À moins de deux mois de l’élection présidentielle française et alors que Jacques Chirac s’apprête à passer la main, c’était un peu inespéré
Tant mieux. À titre personnel, je suis heureuse de voir qu’une première étape vers la sortie de crise semble enfin avoir été franchie. Je laisse un dossier en ordre et avec des perspectives claires.
Le Premier ministre Charles Konan Banny a été imposé par la communauté internationale. Accepteriez-vous de le voir remplacé par Guillaume Soro ?
C’est un point intéressant, même si vous vous avancez beaucoup, il me semble, quant à l’identité du successeur tout à fait éventuel de Konan Banny. Si les signataires de Ouagadougou décident de changer de Premier ministre, il faudra qu’ils obtiennent l’aval de la Cedeao, de l’Union africaine, puis du Conseil de sécurité de l’ONU, car il s’agira là d’une modification de la résolution 1721, dans le cadre de laquelle cet accord s’inscrit implicitement.
Et si le Conseil de sécurité refuse le changement de Premier ministre ?
Ce sera parce que la Cedeao et l’UA l’auront refusé auparavant. Le Conseil n’a toujours fait qu’appliquer, à la virgule près, les résolutions africaines.
À quand le retrait du contingent Licorne ?

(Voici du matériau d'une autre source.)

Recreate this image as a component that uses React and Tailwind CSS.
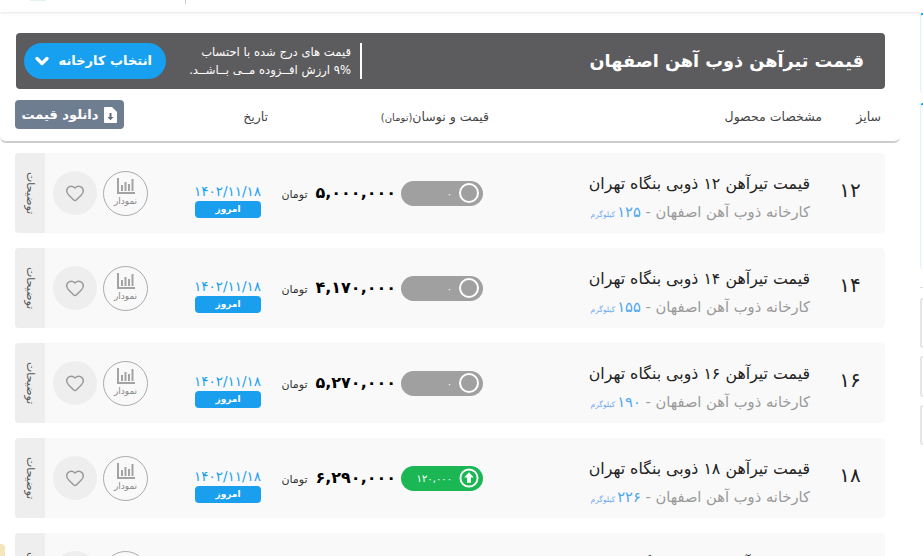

L’accord de Ouagadougou prévoit un retrait progressif de nos troupes de la zone de confiance : c’est une bonne chose, un signe positif, une perche qu’on nous tend et que nous allons saisir. Rappelons tout de même que Licorne est en Côte d’Ivoire sous mandat onusien, lequel prévoit précisément son déploiement en zone de confiance. Il faudra donc, là aussi, en repasser par le Conseil de sécurité.
Vous avez enfin été reçue par le président Gbagbo lors de vos deux derniers passages à Abidjan, début 2007
C’est exact. Parce que le président a demandé à me voir, contrairement à mes douze précédentes visites. J’avais toujours dit que j’étais à sa disposition et il ne m’avait jamais fait signe.
Pourquoi ce changement d’attitude, selon vous ?
Je crois que le président Gbagbo voulait exprimer par là son souhait de renouer avec la communauté internationale. Il s’est rendu compte qu’il était dans une impasse. Après avoir dit publiquement qu’il n’acceptait pas la résolution 1721, il risquait d’avoir tout le monde à dos. Il fallait qu’il en sorte, il fallait qu’il bouge.
Avez-vous été séduite par le personnage ?
On ne me charme pas facilement. Pour le reste, nos discussions ont été courtoises et fermes. Je lui ai dit que la France ne soutenait personne en Côte d’Ivoire et que, s’il était élu démocratiquement, nous étions tout à fait disposés à travailler avec lui. J’ai également souligné que la France n’avait aucun intérêt économique dans son pays, ni dans le café, ni dans le cacao, ni dans le pétrole. Je lui ai enfin rappelé que le contingent Licorne, dont le déploiement coûte 250 millions d’euros par an aux contribuables français, n’était là que pour aider à sortir de la crise.
L’avez-vous convaincu ?
Je l’ignore, mais ce n’est pas vraiment mon problème. Je constate simplement que le président Gbagbo m’a exprimé son souhait de voir revenir au plus tôt les quelque huit mille Français rapatriés en novembre 2004. C’est encourageant.